From 1994 through 1997 he concentrated on worldwide touring, pausing briefly in 1995 to recuperate in Birr, County Offaly. The stay sparked new material eventually captured in 1998. Released by Sony in the U.K. and Shanachie in the United States, Salty Heaven marked his first album in five years and was succeeded by further travel; afterward Bloom settled permanently back in Ireland. Keeper of the Flame appeared in 2000, offering interpretations of songs by Bob Dylan, Radiohead, Bob Marley, the Cure, Tim Hardin, and Hunters & Collectors; it also represented the first project whose copyright he retained, licensing the recordings to various international labels following an unsatisfying experience with Sony. The following year he assembled highlights from his earlier Barry Moore releases on the compilation The Barry Moore Years, made available solely through the website he had launched in 2000.

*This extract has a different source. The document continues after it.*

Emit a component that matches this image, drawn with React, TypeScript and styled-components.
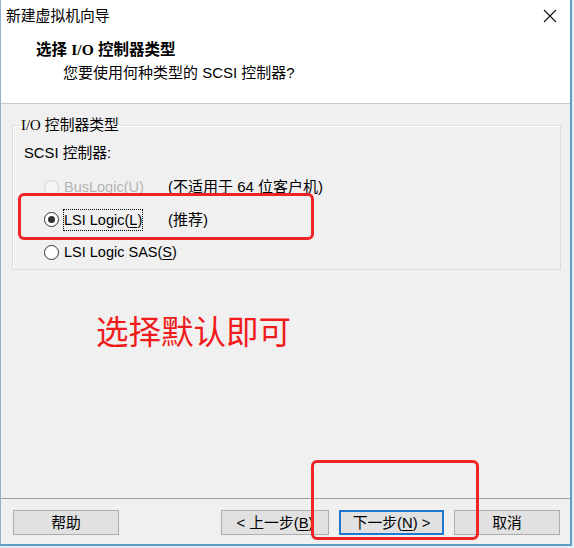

He resumed original songwriting on Between the Mountain and the Moon in 2001, which included guest vocals from Sinéad O’Connor, and captured a 2002 Amsterdam performance supporting that album on the 2003 live release Amsterdam. Recurrent tendonitis prompted the understated Before Sleep Comes in 2004, a set Bloom described as intended “to help bring you closer to sleep, our sometimes elusive night-friend.” Innocence in 2005 returned to a more characteristic approach, whereas Tribe in 2007 presented an atypical collaboration in which he supplied lyrics and vocals over instrumentals composed and produced by Simon O’Reilly. Eleven Songs followed in 2008, the same year he issued his first live DVD, The Man Is Alive. Dreams in America, a second concert album focusing chiefly on Reprise-era material, surfaced in 2010, and This New Morning, containing thirteen new songs composed during his 2011 world tour, appeared in fall 2012. Bloom became an author with the 2013 publication of Homeplace, gathering photographs, essays, verse, and lyrics amassed during his travels. Head & Heart arrived in 2014, recorded partly in his home studio and partly at Brian Masterson’s with the Phil Ware Trio. The relatively subdued Frugalisto emerged in 2016 and included “Wave Up to the Shore,” a composition dating back forty-five years that Christy Moore had recorded in 1976 yet which had never appeared on one of Bloom’s own albums. Later that year, seeking respite from an increasingly politicized and fractured environment he perceived as a “loud, brutal place,” Bloom turned to music for solace and produced the intentionally hushed Refuge, issued the next year. He extended this reflective impulse into a 2018 collaborative project with Trea Heapes, whose meditation classes he had joined in late 2017; the resulting album paired Heapes’s spoken guidance with Bloom’s delicate fingerstyle guitar. An archival concert document, Sometimes I Fly: Live in Bremen 2001, followed later that year.